Directive: Copy everything in the data below exactly except the pictures.
▬▬▬
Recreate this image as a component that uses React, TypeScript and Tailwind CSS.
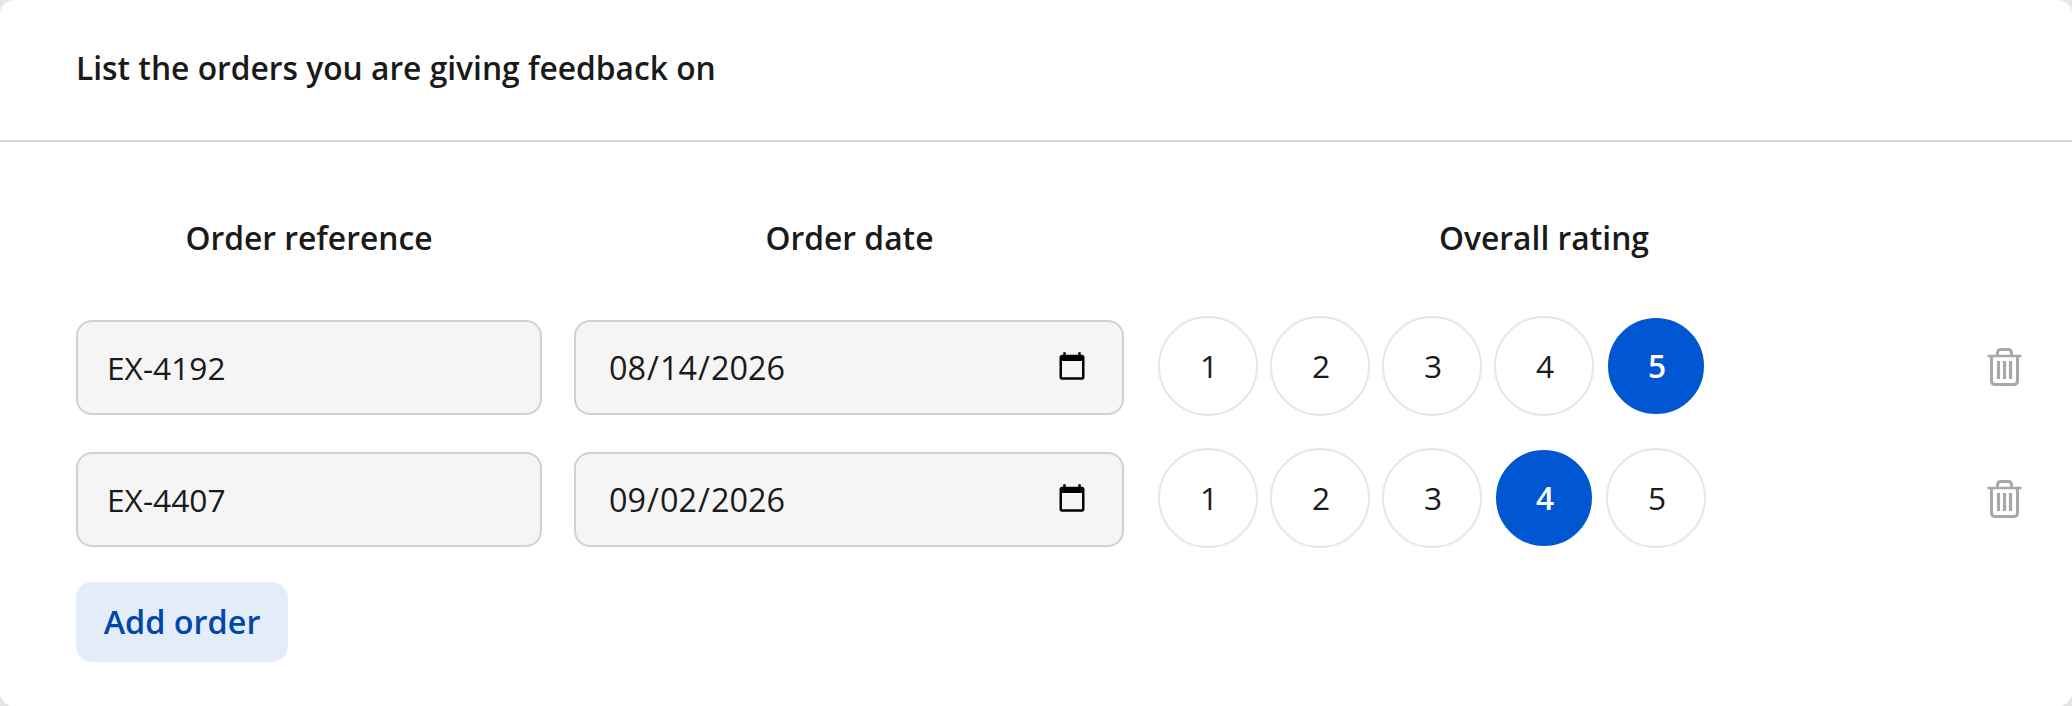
const ratings = [1, 2, 3, 4, 5];

const orders = [
  { reference: 'EX-4192', date: '2026-08-14', rating: 5 },
  { reference: 'EX-4407', date: '2026-09-02', rating: 4 },
];

function TrashIcon() {
  return (
    <svg width="35" height="38" viewBox="0 0 35 38" fill="none" stroke="#a8a8a8" strokeWidth="3">
      <path d="M0.5 8H34.5" strokeWidth="2.4" />
      <path d="M10.5 7.5V4.8C10.5 2.8 12 1.5 14 1.5H21C23 1.5 24.5 2.8 24.5 4.8V7.5" />
      <path d="M4.5 8.5V32.5C4.5 35 6 36.5 8.5 36.5H26.5C29 36.5 30.5 35 30.5 32.5V8.5" />
      <path d="M11.5 13V31M17.5 13V31M23.5 13V31" strokeWidth="3.2" />
    </svg>
  );
}

function RatingButton({ value, selected }: { value: number; selected: boolean }) {
  return (
    <button
      className={
        selected
          ? 'w-[100px] h-[100px] pl-[2px] rounded-full border-2 border-white bg-[#0057d1] text-white font-semibold text-[31.7px]'
          : 'w-[100px] h-[100px] pl-[2px] rounded-full border-2 border-[#e6e6e6] bg-white text-[#1a1a1a] text-[31.7px]'
      }
    >
      {value}
    </button>
  );
}

export default function App() {
  return (
    <div className="w-[2072px] h-[706px] bg-[#e4e4e4] font-['Open_Sans',sans-serif] text-[#1a1a1a] overflow-hidden">
      <div className="h-[706px] rounded-[14px] bg-white">
        <div className="h-[142px] border-b-2 border-[#d4d4d4] pl-[76px] pb-[4px] flex items-center">
          <h2 className="text-[31.75px] font-semibold">List the orders you are giving feedback on</h2>
        </div>

        <div className="pl-[76px]">
          <div className="grid grid-cols-[465px_551px_772px_82px] gap-x-[33px] h-[174px] items-center pt-[17px]">
            <div className="pl-[1px] text-center text-[31.8px] font-semibold">Order reference</div>
            <div className="text-center text-[31.8px] font-semibold">Order date</div>
            <div className="text-center text-[31.8px] font-semibold">Overall rating</div>
            <div />
          </div>

          <div className="flex flex-col gap-y-[32px]">
            {orders.map((order) => (
              <div key={order.reference} className="grid grid-cols-[465px_551px_772px_82px] gap-x-[33px] items-start h-[100px]">
                <input
                  defaultValue={order.reference}
                  className="mt-[4px] h-[95px] w-[466px] rounded-[16px] border-2 border-[#d1d1d1] bg-[#f5f5f5] px-[29px] text-[31.7px] text-[#1a1a1a] outline-none"
                />
                <input
                  type="date"
                  defaultValue={order.date}
                  className="mt-[4px] h-[95px] w-[550px] rounded-[16px] border-2 border-[#d1d1d1] bg-[#f5f5f5] px-[32px] text-[32.4px] text-[#1a1a1a] outline-none"
                />
                <div className="flex gap-x-[12px]">
                  {ratings.map((r) => (
                    <RatingButton key={r} value={r} selected={r === order.rating} />
                  ))}
                </div>
                <div className="flex justify-center h-[100px] items-center pt-[1px]">
                  <TrashIcon />
                </div>
              </div>
            ))}
          </div>

          <button className="mt-[34px] h-[80px] w-[212px] pb-[2px] rounded-[16px] bg-[#e3edfa] text-[#0047ab] text-[32.4px] font-semibold">
            Add order
          </button>
        </div>
      </div>
    </div>
  );
}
▬▬▬
Solution to this task:
Recreate this image as a component that uses React, TypeScript and Tailwind CSS.
const ratings = [1, 2, 3, 4, 5];

const orders = [
  { reference: 'EX-4192', date: '2026-08-14', rating: 5 },
  { reference: 'EX-4407', date: '2026-09-02', rating: 4 },
];

function TrashIcon() {
  return (
    <svg width="35" height="38" viewBox="0 0 35 38" fill="none" stroke="#a8a8a8" strokeWidth="3">
      <path d="M0.5 8H34.5" strokeWidth="2.4" />
      <path d="M10.5 7.5V4.8C10.5 2.8 12 1.5 14 1.5H21C23 1.5 24.5 2.8 24.5 4.8V7.5" />
      <path d="M4.5 8.5V32.5C4.5 35 6 36.5 8.5 36.5H26.5C29 36.5 30.5 35 30.5 32.5V8.5" />
      <path d="M11.5 13V31M17.5 13V31M23.5 13V31" strokeWidth="3.2" />
    </svg>
  );
}

function RatingButton({ value, selected }: { value: number; selected: boolean }) {
  return (
    <button
      className={
        selected
          ? 'w-[100px] h-[100px] pl-[2px] rounded-full border-2 border-white bg-[#0057d1] text-white font-semibold text-[31.7px]'
          : 'w-[100px] h-[100px] pl-[2px] rounded-full border-2 border-[#e6e6e6] bg-white text-[#1a1a1a] text-[31.7px]'
      }
    >
      {value}
    </button>
  );
}

export default function App() {
  return (
    <div className="w-[2072px] h-[706px] bg-[#e4e4e4] font-['Open_Sans',sans-serif] text-[#1a1a1a] overflow-hidden">
      <div className="h-[706px] rounded-[14px] bg-white">
        <div className="h-[142px] border-b-2 border-[#d4d4d4] pl-[76px] pb-[4px] flex items-center">
          <h2 className="text-[31.75px] font-semibold">List the orders you are giving feedback on</h2>
        </div>

        <div className="pl-[76px]">
          <div className="grid grid-cols-[465px_551px_772px_82px] gap-x-[33px] h-[174px] items-center pt-[17px]">
            <div className="pl-[1px] text-center text-[31.8px] font-semibold">Order reference</div>
            <div className="text-center text-[31.8px] font-semibold">Order date</div>
            <div className="text-center text-[31.8px] font-semibold">Overall rating</div>
            <div />
          </div>

          <div className="flex flex-col gap-y-[32px]">
            {orders.map((order) => (
              <div key={order.reference} className="grid grid-cols-[465px_551px_772px_82px] gap-x-[33px] items-start h-[100px]">
                <input
                  defaultValue={order.reference}
                  className="mt-[4px] h-[95px] w-[466px] rounded-[16px] border-2 border-[#d1d1d1] bg-[#f5f5f5] px-[29px] text-[31.7px] text-[#1a1a1a] outline-none"
                />
                <input
                  type="date"
                  defaultValue={order.date}
                  className="mt-[4px] h-[95px] w-[550px] rounded-[16px] border-2 border-[#d1d1d1] bg-[#f5f5f5] px-[32px] text-[32.4px] text-[#1a1a1a] outline-none"
                />
                <div className="flex gap-x-[12px]">
                  {ratings.map((r) => (
                    <RatingButton key={r} value={r} selected={r === order.rating} />
                  ))}
                </div>
                <div className="flex justify-center h-[100px] items-center pt-[1px]">
                  <TrashIcon />
                </div>
              </div>
            ))}
          </div>

          <button className="mt-[34px] h-[80px] w-[212px] pb-[2px] rounded-[16px] bg-[#e3edfa] text-[#0047ab] text-[32.4px] font-semibold">
            Add order
          </button>
        </div>
      </div>
    </div>
  );
}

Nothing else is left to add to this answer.